--- BEGIN Information supplied ---

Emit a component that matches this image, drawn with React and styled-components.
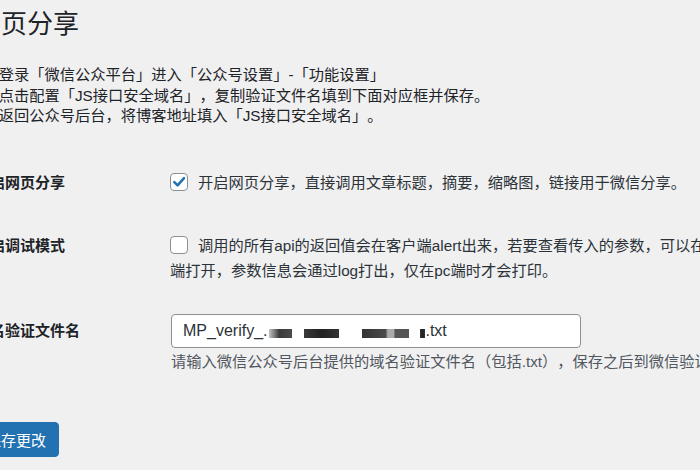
import React from "react";
import styled, { createGlobalStyle } from "styled-components";

const GlobalStyle = createGlobalStyle`
    html, body {
        margin: 0;
        padding: 0;
        background: #f0f0f1;
        overflow: hidden;
    }
    body {
        font-family: "Liberation Sans", "Noto Sans CJK SC", sans-serif;
        color: #1d2327;
        text-spacing-trim: space-all;
    }
`;

function App() {
    return (
        <>
            <GlobalStyle />
            <Wrap>
                <Title>网页分享</Title>
                <Notes>
                    <p>1、登录「微信公众平台」进入「公众号设置」-「功能设置」</p>
                    <p>2、点击配置「JS接口安全域名」，复制验证文件名填到下面对应框并保存。</p>
                    <p>3、返回公众号后台，将博客地址填入「JS接口安全域名」。</p>
                </Notes>

                <Row $top={43}>
                    <Label>开启网页分享</Label>
                    <Field>
                        <CheckLine>
                            <Checkbox>
                                <svg width="14" height="14" viewBox="0 0 14 14">
                                    <path
                                        d="M2.3 7.2 L5.6 10.4 L12 3.2"
                                        fill="none"
                                        stroke="#2271b1"
                                        strokeWidth="2.5"
                                        strokeLinecap="round"
                                        strokeLinejoin="round"
                                    />
                                </svg>
                            </Checkbox>
                            开启网页分享，直接调用文章标题，摘要，缩略图，链接用于微信分享。
                        </CheckLine>
                    </Field>
                </Row>

                <Row $top={38}>
                    <Label>开启调试模式</Label>
                    <Field>
                        <CheckLine>
                            <Checkbox />
                            调用的所有api的返回值会在客户端alert出来，若要查看传入的参数，可以在pc
                        </CheckLine>
                        <Wrapped>端打开，参数信息会通过log打出，仅在pc端时才会打印。</Wrapped>
                    </Field>
                </Row>

                <Row $top={31}>
                    <Label $tall>域名验证文件名</Label>
                    <Field>
                        <TextBox>
                            MP_verify_.
                            <Redact $w={23} $tone="fade" />
                            <Redact $w={35} $gap={12} />
                            <Redact $w={47} $gap={23} $tone="split" />
                            <Redact $w={5} $gap={11} />
                            .txt
                        </TextBox>
                        <Description>
                            请输入微信公众号后台提供的域名验证文件名（包括.txt），保存之后到微信验证
                        </Description>
                    </Field>
                </Row>

                <SaveButton>保存更改</SaveButton>
            </Wrap>
        </>
    );
}

export default App;

const tones = {
    fade: "linear-gradient(90deg, #c4c4c4, #3a3a3a 45%, #4a4a4a 100%)",
    split: "linear-gradient(90deg, #333 0, #4a4a4a 50%, #aaa 55%, #aaa 68%, #555 70%, #555 100%)",
    solid: "linear-gradient(90deg, #3a3a3a, #222 50%, #333)",
};

const Wrap = styled.div`
    margin-left: -25px;
    padding-top: 7px;
    width: 900px;
`;

const Title = styled.h1`
    margin: 0;
    font-size: 26px;
    font-weight: 400;
    line-height: 34px;
`;

const Notes = styled.div`
    margin-top: 24px;

    p {
        margin: 0;
        font-size: 15.25px;
        line-height: 20.5px;
        white-space: nowrap;
    }
`;

const Row = styled.div`
    display: grid;
    grid-template-columns: 195px 1fr;
    align-items: start;
    margin-top: ${(p) => p.$top}px;
`;

const Label = styled.div`
    font-size: 15px;
    font-weight: 700;
    line-height: ${(p) => (p.$tall ? "34px" : "25px")};
    white-space: nowrap;
`;

const Field = styled.div`
    font-size: 15.25px;
    line-height: 25px;
    color: #2c3338;
`;

const CheckLine = styled.div`
    display: flex;
    align-items: center;
    gap: 10px;
    white-space: nowrap;
`;

const Checkbox = styled.span`
    flex: none;
    width: 18px;
    height: 18px;
    box-sizing: border-box;
    border: 1px solid #8c8f94;
    border-radius: 4px;
    background: #fff;
    display: inline-flex;
    align-items: center;
    justify-content: center;
`;

const Wrapped = styled.div`
    white-space: nowrap;
`;

const TextBox = styled.div`
    width: 410px;
    height: 34px;
    box-sizing: border-box;
    margin-left: 1px;
    padding: 0 11px;
    border: 1px solid #8c8f94;
    border-radius: 4px;
    background: #fff;
    display: flex;
    align-items: center;
    font-size: 16px;
    color: #2c3338;
    white-space: nowrap;
`;

const Redact = styled.span`
    display: inline-block;
    width: ${(p) => p.$w}px;
    height: 9px;
    margin-left: ${(p) => p.$gap || 2}px;
    margin-top: 5px;
    background: ${(p) => tones[p.$tone || "solid"]};
    filter: blur(0.6px);
`;

const Description = styled.div`
    margin-top: 4px;
    margin-left: 1px;
    font-size: 15.25px;
    line-height: 20px;
    color: #50575e;
    white-space: nowrap;
`;

const SaveButton = styled.button`
    margin-top: 50px;
    margin-left: -2px;
    height: 35px;
    padding: 0 12px;
    border: 1px solid #2271b1;
    border-radius: 4px;
    background: #2271b1;
    color: #fff;
    font-family: "Liberation Sans", "Noto Sans CJK SC", sans-serif;
    font-size: 15px;
    cursor: pointer;
`;
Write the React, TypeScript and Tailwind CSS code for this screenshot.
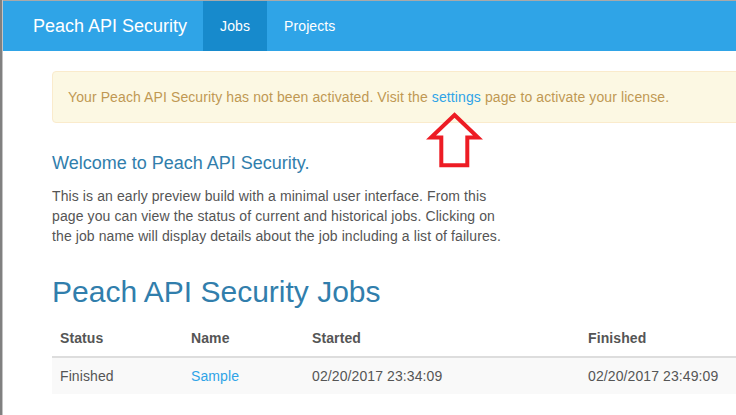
const JOBS = [
	{
		status: "Finished",
		name: "Sample",
		started: "02/20/2017 23:34:09",
		finished: "02/20/2017 23:49:09",
	},
];

function ArrowMark() {
	return (
		<svg
			className="absolute left-[420px] top-[105px]"
			width="70"
			height="66"
			viewBox="0 0 70 66"
		>
			<polygon
				points="34.5,10 58,32.5 47.3,32.5 47.3,60.3 21.3,60.3 21.3,32.5 11,32.5"
				fill="none"
				stroke="#ed1c24"
				strokeWidth="4"
				strokeLinejoin="miter"
			/>
		</svg>
	);
}

export default function App() {
	return (
		<div className="relative w-[736px] h-[415px] overflow-hidden bg-white font-['Liberation_Sans',Arial,sans-serif] text-[14px] leading-[20px] tracking-[0.1px] text-[#555555]">
			<div className="flex h-full">
				<div className="w-[3px] shrink-0 flex">
					<div className="w-[2px] bg-[#808080]" />
					<div className="w-[1px] bg-[#c4c4c4]" />
				</div>

				<div className="flex-1 min-w-0 border-t border-[#a9a9a9]">
					<nav className="h-[50px] bg-[#2fa4e7] flex pl-[15px]">
						<span className="pl-[15px] pr-[16px] py-[15px] text-[18px] leading-[20px] tracking-normal text-white">
							Peach API Security
						</span>
						<span className="px-[17px] py-[15px] bg-[#178acc] text-white">
							Jobs
						</span>
						<span className="px-[17px] py-[15px] text-white">Projects</span>
					</nav>

					<div className="pl-[49px] w-[989px]">
						<div className="mt-[20px] p-[15px] border border-[#faebcc] bg-[#fcf8e3] rounded-[4px] text-[#c09853]">
							Your Peach API Security has not been activated. Visit the{" "}
							<span className="text-[#2fa4e7]">settings</span> page to activate
							your license.
						</div>

						<h4 className="mt-[30px] text-[18px] leading-[20px] tracking-normal text-[#317eac]">
							Welcome to Peach API Security.
						</h4>
						<p className="mt-[13px] w-[457px]">
							This is an early preview build with a minimal user interface. From
							this page you can view the status of current and historical jobs.
							Clicking on the job name will display details about the job
							including a list of failures.
						</p>

						<h1 className="mt-[29px] text-[30px] leading-[33px] tracking-normal text-[#317eac]">
							Peach API Security Jobs
						</h1>

						<table className="mt-[12px] w-[940px] border-collapse text-left">
							<thead>
								<tr className="border-b-2 border-[#dddddd]">
									<th className="w-[131px] p-[8px] font-bold">Status</th>
									<th className="w-[121px] p-[8px] font-bold">Name</th>
									<th className="w-[276px] p-[8px] font-bold">Started</th>
									<th className="p-[8px] font-bold">Finished</th>
								</tr>
							</thead>
							<tbody>
								{JOBS.map((job, index) => (
									<tr key={index} className="bg-[#f9f9f9]">
										<td className="p-[8px]">{job.status}</td>
										<td className="p-[8px] text-[#2fa4e7]">{job.name}</td>
										<td className="p-[8px]">{job.started}</td>
										<td className="p-[8px]">{job.finished}</td>
									</tr>
								))}
							</tbody>
						</table>
					</div>
				</div>
			</div>

			<ArrowMark />
		</div>
	);
}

--- END Information supplied ---

Problem statement:
Select every line above that contains the word "React", and copy it.

Solution to the problem:
Emit a component that matches this image, drawn with React and styled-components.
import React from "react";
Write the React, TypeScript and Tailwind CSS code for this screenshot.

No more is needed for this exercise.